The M4 Sherman Tank was the true work horse of the American Forces during WWII. The origin of the Tank came from the bloody battles toward the end of WWI. Tanks during that time were slow, had limited mobility, and were not properly used on the battlefield. Most military experts agreed after the war that the Tank would have a future. Much advancement in technology came about between WWI and WWII and when war came to the shores of the United States on December 7, 1941. That’s when an iconic tank emerged, the M4 Sherman Tank.
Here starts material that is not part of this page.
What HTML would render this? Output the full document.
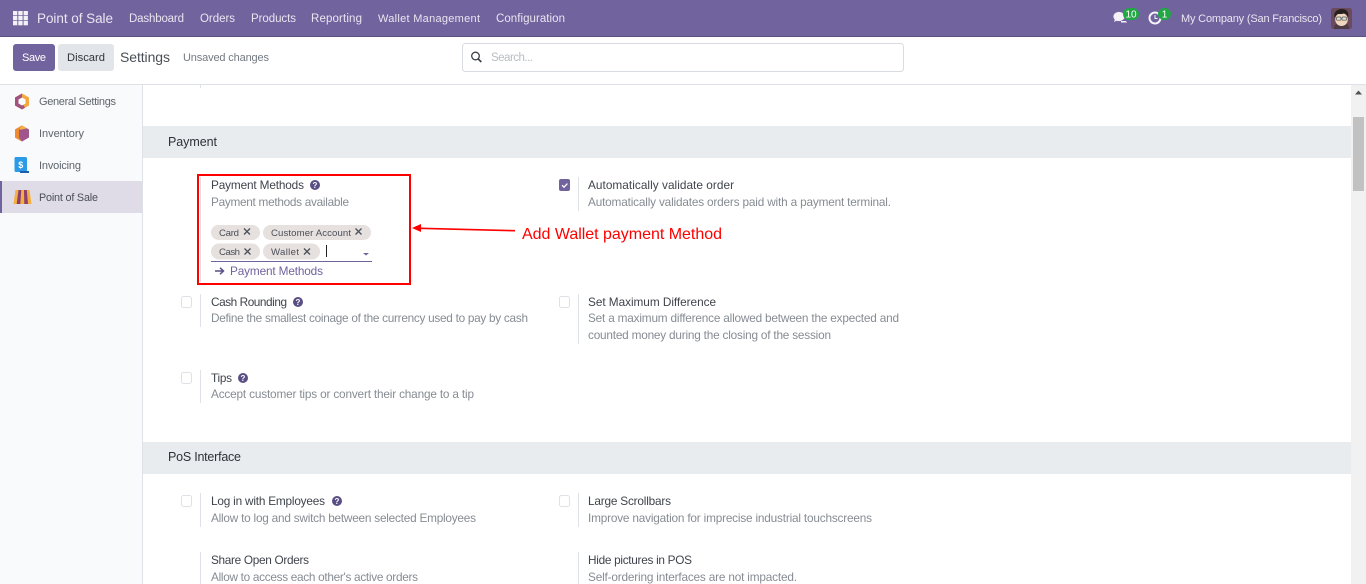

During WWII the primary battle Tank was the M4 Sherman Tank. The M4 was named after the great Civil War General William Tecumseh Sherman, who drove his Army deep into the south all the way to the Atlantic Ocean. Between the years of 1940 to 1945 the United States produced over 50,000 Sherman Tanks. Initially they were produced by the Lima Locomotive works, but as the war progressed, nearly a dozen companies, such as Detroit Tank, Pacific Car and Foundry Company produced the many variants of the Sherman Tank. Its primary gun was the 75 mm which had a muzzle velocity of 1,850 feet per second. After 1942 more were outfitted with 76 mm gun. It had other weapons to assist in its missions, such as Browning 50 and 30 caliber machine guns. It had a crew of five, but in most situations the crew usually consisted of four, led by an NCO. At the time the armor on the M4 was the thickest of any American Tank which ranged between three inches to less than two, depending on the different areas of the vehicle.
The Sherman’s maximum speed was between 24 to 26 miles per hour. The M4’s heart truly was its powerful Continental R-975 motor, which was used by numerous armored vehicles of WWII. Originally, it was a nine cylinder engine that was air cooled with over 400 horse power. Later on it was improved to produce over 470 horse power by the classic Chrysler A 57 multibank L-Head. General George S. Patton baptized this great Tank in the battlefields of North Africa starting off with “Operation Torch” in the North African Country of Morocco. At first, the M4 did well against Field Marshall Erwin Rommel’s German Panzer IV tank, but later as the war progressed, it had more difficulty against the powerful German Panther and Tiger Tanks. This led to the rapid advancement of the primary gun being switched to the 76mm. After the June 6, 1944 landings in Normandy, all Sherman’s that were produced had the 76mm. The upgrades, however, only made it capable of defeating a Tiger or Panther at close range.
The Great Success of this tank was mainly because of its high numbers of production and the fine training of its crews who fought with it in the European and Pacific Theaters. The men who fought with this tank gave it its great history. After WWII the M4 remained in service with United States well into the Korean War and shortly afterward into the late 1950s. It was replaced by the Patton Series Tanks, who saw service during the Vietnam War and beyond. The Sherman saw service with many other military units throughout the world well into the 1970’s. In the world of militaria, the M4 Sherman tank is one of the most sought out tanks in the world. It is truly an American Classic.